Fernández Sande: Absolutely. One of our key goals is to turn doctors into tool makers. We teach them core programming concepts, without the burden of complex syntax, so they can build their own AI applications. For example, Dr. Enrique Diaz-Canton, our course co-director and a leading oncologist, created a custom GPT for oncology in Argentina. It acts as a clinical co-pilot, integrating the latest oncology databases and guidelines. This tool has reached over 3 million user interactions, with a 4.8 user rating, and ranks in the top 5% globally on OpenAI’s custom GPT platform. Another example is our synthetic data case generator. We built a custom GPT that creates realistic, privacy-compliant patient cases for students to practice their clinical skills before exams. It adapts to different specialties, like cardiology or pediatrics, and aligns with each university’s curriculum. This lets students safely practice diagnosis and treatment without using real patient data.
Q: What’s the impact of giving doctors these AI-building skills, rather than just teaching them to use off-the-shelf tools?
Fernández Sande: It’s transformative. When doctors can create and customize their own tools, AI becomes a natural extension of their expertise. They’re not just passive users. They’re innovators, able to address their unique challenges. This also means AI solutions are better tailored to real clinical needs, leading to safer, faster, and more humane care. Importantly, we’re seeing a rapid rise in adoption: two out of three physicians now use AI in their practice, a 78% increase from just a year ago. Our mission is to ensure they do so safely, ethically, and creatively.
Q: How do you balance innovation with the ethical and safety considerations that are so vital in medicine?
Fernández Sande: We never lose sight of the doctor’s responsibility to provide safe care. Ethics, patient safety, and trust are foundational. Every tool we build is designed with these principles in mind. We teach doctors not just how to use AI, but how to critically assess its output, understand its limitations, and ensure it serves the patient’s best interests. AI should fit the problem. It should never dictate the practice of medicine.
What Stands Out
Core idea: Dr. Fernández Sande’s approach re-centers medicine on the patient by teaching doctors to delegate bureaucracy and repetitive tasks to AI, freeing up time and attention for care.
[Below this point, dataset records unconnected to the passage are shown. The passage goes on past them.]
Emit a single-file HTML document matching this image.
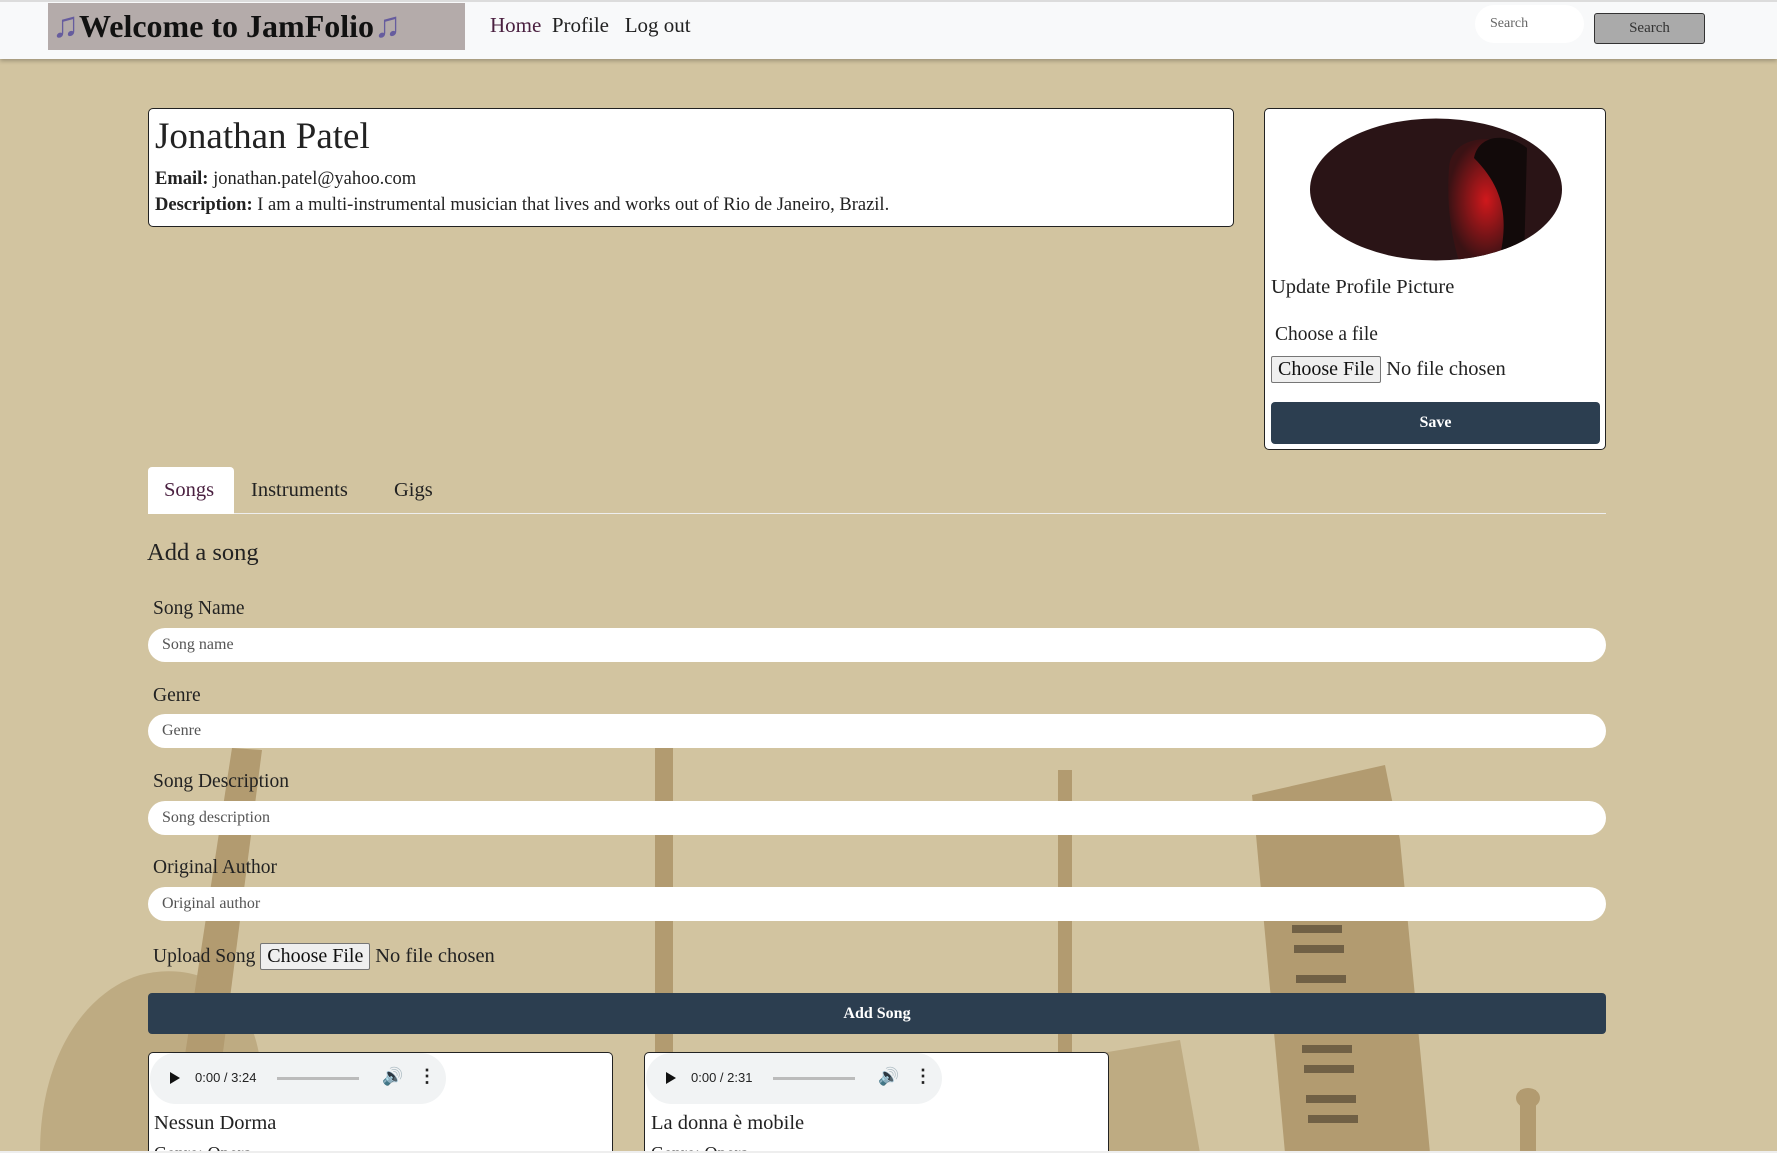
<!DOCTYPE html>
<html><head><meta charset="utf-8"><style>
*{box-sizing:border-box;margin:0;padding:0}
html,body{width:1777px;height:1153px;overflow:hidden}
body{background:#d2c4a0;font-family:"Liberation Serif",serif;color:#222;position:relative}
.a{position:absolute}
.nav{left:0;top:0;width:1777px;height:59px;background:#f8f9fa;border-top:2px solid #dcdcdc;box-shadow:0 2px 4px rgba(0,0,0,.25);z-index:5}
.card{background:#fff;border:1px solid #222;border-radius:5px}
.inp{background:#fff;border-radius:17px;height:34px;width:1458px;left:148px;font-size:16px;color:#555;padding:8px 14px}
.lbl{left:153px;font-size:19.5px;color:#222}
.btn{background:#2c3e50;color:#fff;border-radius:4px;text-align:center;font-weight:bold;font-size:16px}
.fb{background:#efefef;border:1px solid #767676;border-radius:2px;font-size:20px;padding:0 6px;display:inline-block;line-height:25px;color:#111}
.aud{background:#f1f3f4;border-radius:26px;width:296px;height:51px;font-family:"Liberation Sans",sans-serif;font-size:13px;color:#222}
</style></head><body>
<svg class="a" style="left:0;top:0" width="1777" height="1153">
<g fill="#9d8050" opacity=".6">
<polygon points="232,748 262,750 210,1153 170,1153"/>
<path d="M40,1153 C40,1050 90,990 140,975 C200,960 250,990 260,1060 L270,1153Z" opacity=".6"/>
<rect x="655" y="748" width="18" height="405"/>
<rect x="1058" y="770" width="14" height="383"/>
<polygon points="1060,1060 1180,1040 1200,1153 1070,1153" opacity=".6"/>
<polygon points="1252,795 1385,765 1400,840 1430,1153 1285,1153 1256,835"/>
<rect x="1520" y="1090" width="16" height="63"/>
<ellipse cx="1528" cy="1098" rx="12" ry="10"/>
</g>
<g fill="#1f1a12" opacity=".45">
<rect x="1290" y="905" width="50" height="8"/><rect x="1292" y="925" width="50" height="8"/><rect x="1294" y="945" width="50" height="8"/><rect x="1296" y="975" width="50" height="8"/><rect x="1298" y="995" width="50" height="8"/><rect x="1300" y="1015" width="50" height="8"/><rect x="1302" y="1045" width="50" height="8"/><rect x="1304" y="1065" width="50" height="8"/><rect x="1306" y="1095" width="50" height="8"/><rect x="1308" y="1115" width="50" height="8"/>
</g>
</svg>

<div class="a nav">
  <div class="a" style="left:48px;top:1px;width:417px;height:47px;background:#b4abaa"></div>
  <div class="a" style="left:52px;top:2px;font-size:32px;font-weight:bold;color:#111;white-space:nowrap"><span style="color:#665c9e;font-size:36px">&#9835;</span>Welcome to JamFolio<span style="color:#665c9e;font-size:36px">&#9835;</span></div>
  <div class="a" style="left:490px;top:11px;font-size:21px;color:#222;white-space:nowrap"><span style="color:#4a2040">Home</span>&nbsp;&nbsp;Profile&nbsp;&nbsp; Log out</div>
  <div class="a" style="left:1475px;top:3px;width:109px;height:38px;background:#fff;border-radius:19px;font-size:14px;color:#666;padding:11px 15px">Search</div>
  <div class="a" style="left:1594px;top:11px;width:111px;height:31px;background:#aaa;border:1px solid #333;border-radius:3px;font-size:15px;color:#333;text-align:center;line-height:29px">Search</div>
</div>

<div class="a card" style="left:148px;top:108px;width:1086px;height:119px;padding:0 6px">
  <div style="font-size:37px;margin-top:7px;line-height:42px">Jonathan Patel</div>
  <div style="font-size:18.5px;margin-top:8px;line-height:26px"><b>Email:</b> jonathan.patel@yahoo.com<br><b>Description:</b> I am a multi-instrumental musician that lives and works out of Rio de Janeiro, Brazil.</div>
</div>

<div class="a card" style="left:1264px;top:108px;width:342px;height:342px">
  <svg class="a" style="left:44px;top:9px" width="254" height="143"><defs><clipPath id="c"><ellipse cx="127" cy="71.5" rx="126" ry="71"/></clipPath><radialGradient id="g" cx=".5" cy=".5" r=".5"><stop offset="0" stop-color="#d0181c"/><stop offset="1" stop-color="#3a1214"/></radialGradient></defs>
  <g clip-path="url(#c)"><rect width="254" height="143" fill="#2a1416"/><path d="M140,50 C142,20 180,15 200,28 C205,60 200,100 215,143 L150,143 C140,110 138,80 140,50Z" fill="url(#g)"/><path d="M165,40 C170,15 200,15 218,30 L215,143 L190,143 C200,100 195,70 165,40Z" fill="#120a0a"/></g></svg>
  <div class="a" style="left:6px;top:167px;font-size:20.5px">Update Profile Picture</div>
  <div class="a" style="left:10px;top:215px;font-size:19.5px">Choose a file</div>
  <div class="a" style="left:6px;top:247px;white-space:nowrap;font-size:20.5px"><span class="fb">Choose File</span> No file chosen</div>
  <div class="a btn" style="left:6px;top:293px;width:329px;height:42px;line-height:42px">Save</div>
</div>

<div class="a" style="left:148px;top:513px;width:1458px;height:1px;background:#eee"></div>
<div class="a" style="left:148px;top:467px;width:86px;height:47px;background:#fff;border-radius:4px 4px 0 0"></div>
<div class="a" style="left:164px;top:479px;font-size:20.5px;color:#4a2040">Songs</div>
<div class="a" style="left:251px;top:479px;font-size:20.5px">Instruments</div>
<div class="a" style="left:394px;top:479px;font-size:20.5px">Gigs</div>

<div class="a" style="left:147px;top:539px;font-size:24.5px">Add a song</div>

<div class="a lbl" style="top:598px">Song Name</div>
<div class="a inp" style="top:628px">Song name</div>
<div class="a lbl" style="top:685px">Genre</div>
<div class="a inp" style="top:714px">Genre</div>
<div class="a lbl" style="top:771px">Song Description</div>
<div class="a inp" style="top:801px">Song description</div>
<div class="a lbl" style="top:857px">Original Author</div>
<div class="a inp" style="top:887px">Original author</div>
<div class="a" style="left:153px;top:943px;font-size:19.5px;white-space:nowrap">Upload Song <span class="fb">Choose File</span> <span style="font-size:20.5px">No file chosen</span></div>

<div class="a btn" style="left:148px;top:993px;width:1458px;height:41px;line-height:41px">Add Song</div>

<div class="a card" style="left:148px;top:1052px;width:465px;height:101px;border-bottom:none;border-radius:5px 5px 0 0;overflow:hidden"><div class="a" style="left:5px;top:90px;font-size:18px;line-height:20px">Genre: Opera</div></div>
<div class="a card" style="left:644px;top:1052px;width:465px;height:101px;border-bottom:none;border-radius:5px 5px 0 0;overflow:hidden"><div class="a" style="left:6px;top:90px;font-size:18px;line-height:20px">Genre: Opera</div></div>
<div class="a aud" style="left:150px;top:1053px">
  <span class="a" style="left:20px;top:19px;border-left:10px solid #111;border-top:6px solid transparent;border-bottom:6px solid transparent"></span>
  <span class="a" style="left:45px;top:17px">0:00 / 3:24</span>
  <span class="a" style="left:127px;top:24px;width:82px;height:3px;background:#bbb"></span>
  <span class="a" style="left:232px;top:14px;font-size:17px">&#128266;</span>
  <span class="a" style="left:268px;top:13px;font-size:18px;font-weight:bold">&#8942;</span>
</div>
<div class="a aud" style="left:646px;top:1053px">
  <span class="a" style="left:20px;top:19px;border-left:10px solid #111;border-top:6px solid transparent;border-bottom:6px solid transparent"></span>
  <span class="a" style="left:45px;top:17px">0:00 / 2:31</span>
  <span class="a" style="left:127px;top:24px;width:82px;height:3px;background:#bbb"></span>
  <span class="a" style="left:232px;top:14px;font-size:17px">&#128266;</span>
  <span class="a" style="left:268px;top:13px;font-size:18px;font-weight:bold">&#8942;</span>
</div>
<div class="a" style="left:154px;top:1112px;font-size:20.5px">Nessun Dorma</div>
<div class="a" style="left:651px;top:1112px;font-size:20.5px">La donna è mobile</div>
<div class="a" style="left:0;top:1151px;width:1777px;height:2px;background:#eee"></div>
</body></html>
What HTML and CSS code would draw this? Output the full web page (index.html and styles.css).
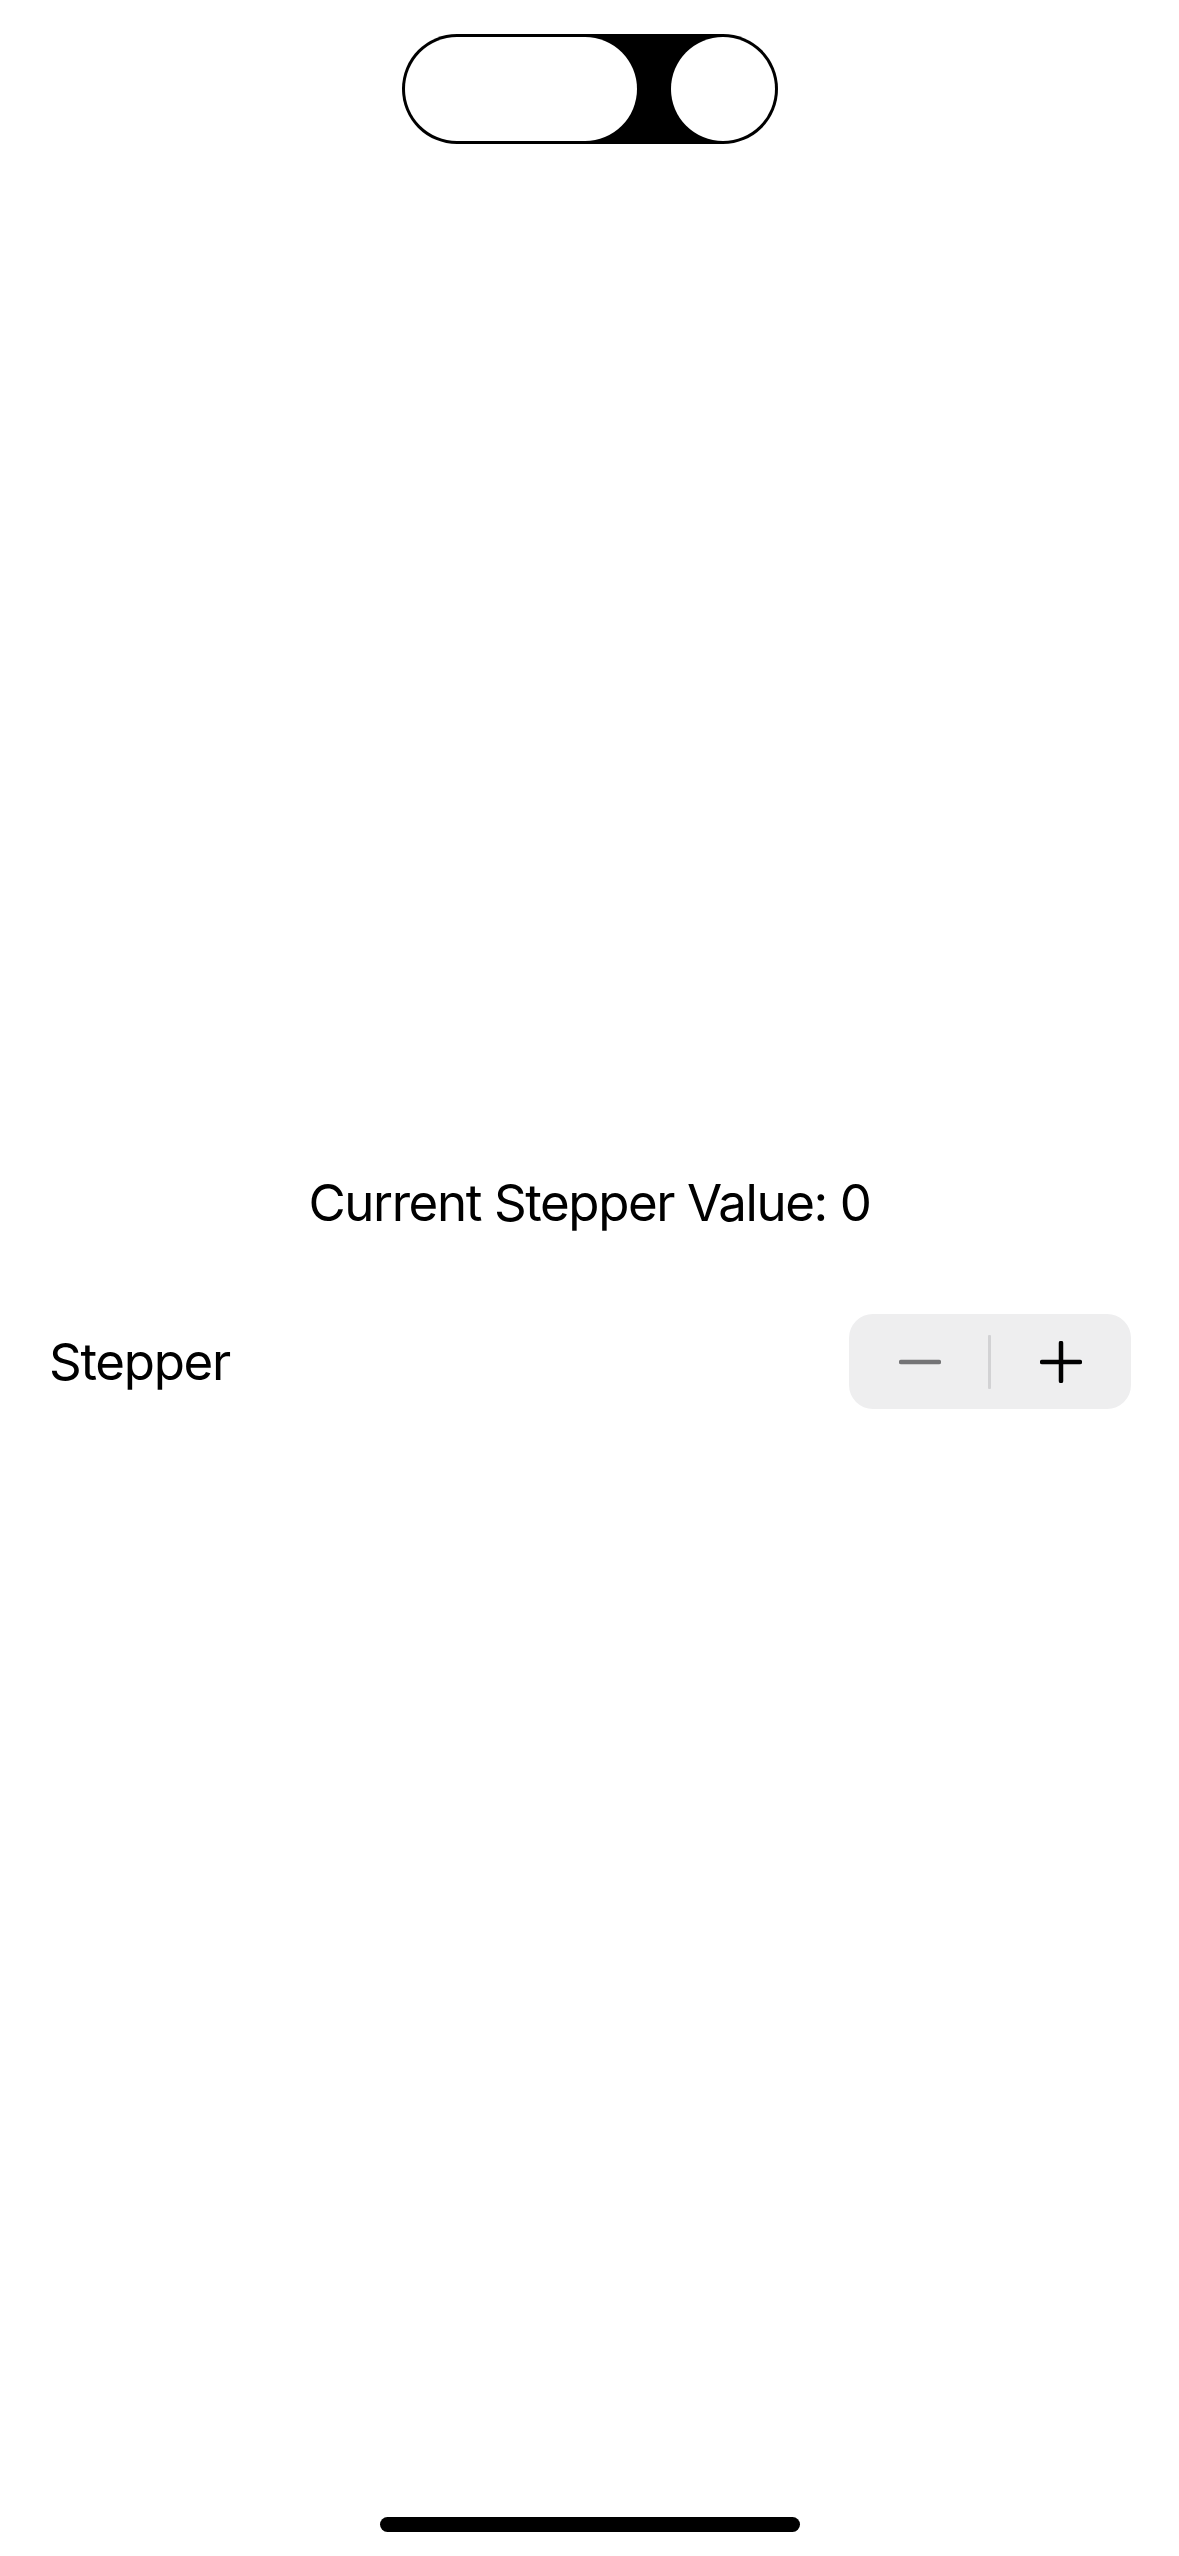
FILE: index.html
```html
<!DOCTYPE html>
<html lang="en">
<head>
<meta charset="utf-8">
<title>Stepper</title>
<link rel="stylesheet" href="styles.css">
</head>
<body>
<div class="screen">
  <div class="island-wrap">
    <div class="island">
      <div class="island-pill"></div>
      <div class="island-dot"></div>
    </div>
  </div>
  <div class="value">Current Stepper Value: 0</div>
  <div class="row">
    <div class="label">Stepper</div>
    <div class="stepper">
      <div class="step-btn">
        <svg width="42" height="42" viewBox="0 0 42 42"><line x1="2" y1="21" x2="40" y2="21" stroke="#747476" stroke-width="4.5" stroke-linecap="round"/></svg>
      </div>
      <div class="step-btn">
        <svg width="42" height="42" viewBox="0 0 42 42"><line x1="2" y1="21" x2="40" y2="21" stroke="#000" stroke-width="4.5" stroke-linecap="round"/><line x1="21" y1="2" x2="21" y2="40" stroke="#000" stroke-width="4.5" stroke-linecap="round"/></svg>
      </div>
      <div class="step-divider"></div>
    </div>
  </div>
  <div class="home-indicator"></div>
</div>
</body>
</html>
```

FILE: styles.css
```css
html, body {
  margin: 0;
  padding: 0;
  background: #ffffff;
}

.screen {
  width: 1179px;
  height: 2556px;
  display: flex;
  flex-direction: column;
  font-family: Inter, "Noto Sans", "Liberation Sans", sans-serif;
  color: #000;
  overflow: hidden;
}

.island-wrap {
  padding-top: 34px;
  display: flex;
  justify-content: center;
}

.island {
  width: 376px;
  height: 110px;
  box-sizing: border-box;
  padding: 3px;
  background: #000;
  border-radius: 55px;
  display: flex;
  align-items: center;
  gap: 34px;
}

.island-pill {
  width: 232px;
  height: 104px;
  border-radius: 52px;
  background: #fff;
}

.island-dot {
  width: 104px;
  height: 104px;
  border-radius: 50%;
  background: #fff;
}

.value {
  margin-top: 1028px;
  font-size: 51px;
  line-height: 62px;
  text-align: center;
  letter-spacing: -1.4px;
}

.row {
  margin-top: 80px;
  padding: 0 48px;
  display: flex;
  align-items: center;
  justify-content: space-between;
}

.label {
  font-size: 51px;
  line-height: 62px;
  letter-spacing: -1.3px;
  padding-left: 1px;
}

.stepper {
  position: relative;
  width: 282px;
  height: 95px;
  border-radius: 24px;
  background: #eeeeef;
  display: grid;
  grid-template-columns: 1fr 1fr;
}

.step-btn {
  display: flex;
  align-items: center;
  justify-content: center;
}

.step-btn svg {
  display: block;
}

.step-divider {
  position: absolute;
  left: 139px;
  top: 21px;
  width: 3px;
  height: 54px;
  border-radius: 1px;
  background: #d2d2d4;
}

.home-indicator {
  margin-top: auto;
  margin-bottom: 24px;
  align-self: center;
  width: 420px;
  height: 15px;
  border-radius: 8px;
  background: #000;
}
```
Classroom design: His courses blend prompt engineering, core programming concepts, and ethical foundations, enabling clinicians to build and deploy custom AI tools tailored to their specialties.
Student impact: Doctors and students gain the skills to innovate, creating tools like clinical co-pilots and synthetic data simulators that support safer, more efficient, and more engaging medical practice.
Transferable lesson: Empowering professionals to become tool makers, not just tool users, unlocks creativity and ensures technology serves real-world needs, an approach applicable far beyond healthcare.
Bio
Joaquín Fernández Sande, MD, is a physician, educator, prompt engineer, and AI innovator specializing in medicine and large language models. He co-directs the Postgraduate Course in Artificial Intelligence for Medicine at the National Academy of Medicine in Buenos Aires. He is also a Computer Science Master at IE School of Science and Technology and works as a prompt engineer at Quadrivia, a startup developing AI-powered workflows to reduce administrative burden in healthcare.